- Born: Granada,Emirate of Granada
- Died: before 1450 Emirate of Granada
- Spouse: Muhammad IX of Granada
- Issue: Aisha Fatima
- House: Nasrid
- Father: Yusuf II of Granada
- Mother: Umm walad

= Umm al-Fath (II) =

Nasrid princess

Umm al-Fath (II) (died before 1450), was a Nasrid princess married to Muhammad IX of Granada.

She is called Umm al-Fath (II) because there were two other Nasrid princesses with the same name: Umm al-Fath (I), mother of Muhammad VIII of Granada, and Umm al-Fath (III), married to Muhammad X of Granada.

==Life==
She was born to Yusuf II of Granada and an unknown slave concubine. She was the sister of Ismail III of Granada, Yusuf III of Granada and Muhammad VII of Granada. She was close to two of her three reigning brothers, Yusuf III of Granada and Muhammad VII of Granada, and reportedly acted as their advisers.

Umm al-Fath was arranged to marry her cousin prince Muhammad on an unknown date. They had two daughters: Aisha and Fatima.
The princes of the Nasrid dynasty could have many slave concubines, but normally only married members of the Nasrid dynasty to benefit dynastic legitimacy, forge alliances between different family fractions and keep royal property in the family.
She owned considerable property. The Nasrid princesses had control over their own property (dowry) in accordance with Islamic law and were free to dispose of it as they pleased, provided they continued to observe the seclusion of the Nasrid harem's sex segregation.

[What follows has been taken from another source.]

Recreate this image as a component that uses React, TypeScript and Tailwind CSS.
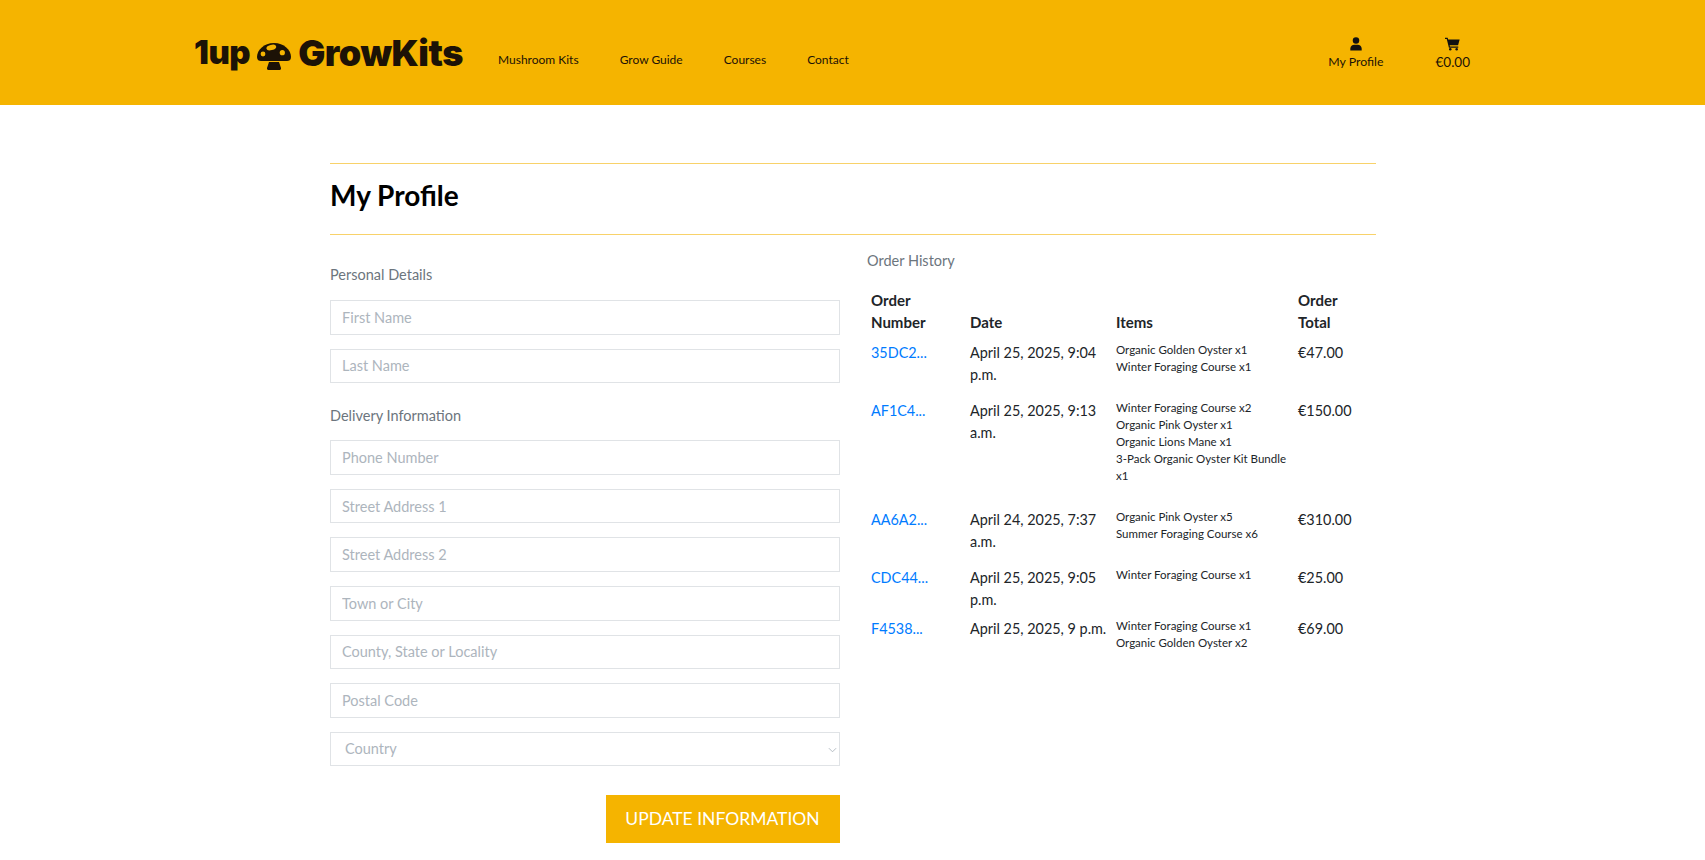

In 1419, her husband deposed her nephew Muhammad VIII of Granada and took the throne as Muhammad IX.
After the coup, the wife of Muhammad IX ordered the execution of the deposed ruler's vizier herself, so that Muhammad IX could avoid breaking his promise of amnesty.
It is traditionally assumed that it was Muhammad IX's other wife Zahr al-Riyad who had the vizier executed, but it could also be Umm al-Fath (II), who are known to have legitimized the coup by giving it her blessing.
Umm al-Fath (II) was Muhammad IX's favorite spouse, and are reported to have had considerable influence on him and the state affairs.

Umm al-Fath (II) was given a biography in Junnat al- rida ϔi l-taslim li-ma qaddara Allah wa-qad a, by the vizier Ibn ‘Asim from circa 1450. It was a propaganda work on the reign of Muhammad IX, in which Umm al-Fath and her virtues were praised, and her spouse was described as honoring her memory, meaning she would have been dead by before then. A contemporary biography about a Nasrid princess was very unusual, since it was seen as honorable for a Muslim woman to be completely hidden from the world and never publicly mentioned, and data on the Nasrid princesses are consequently otherwise rare.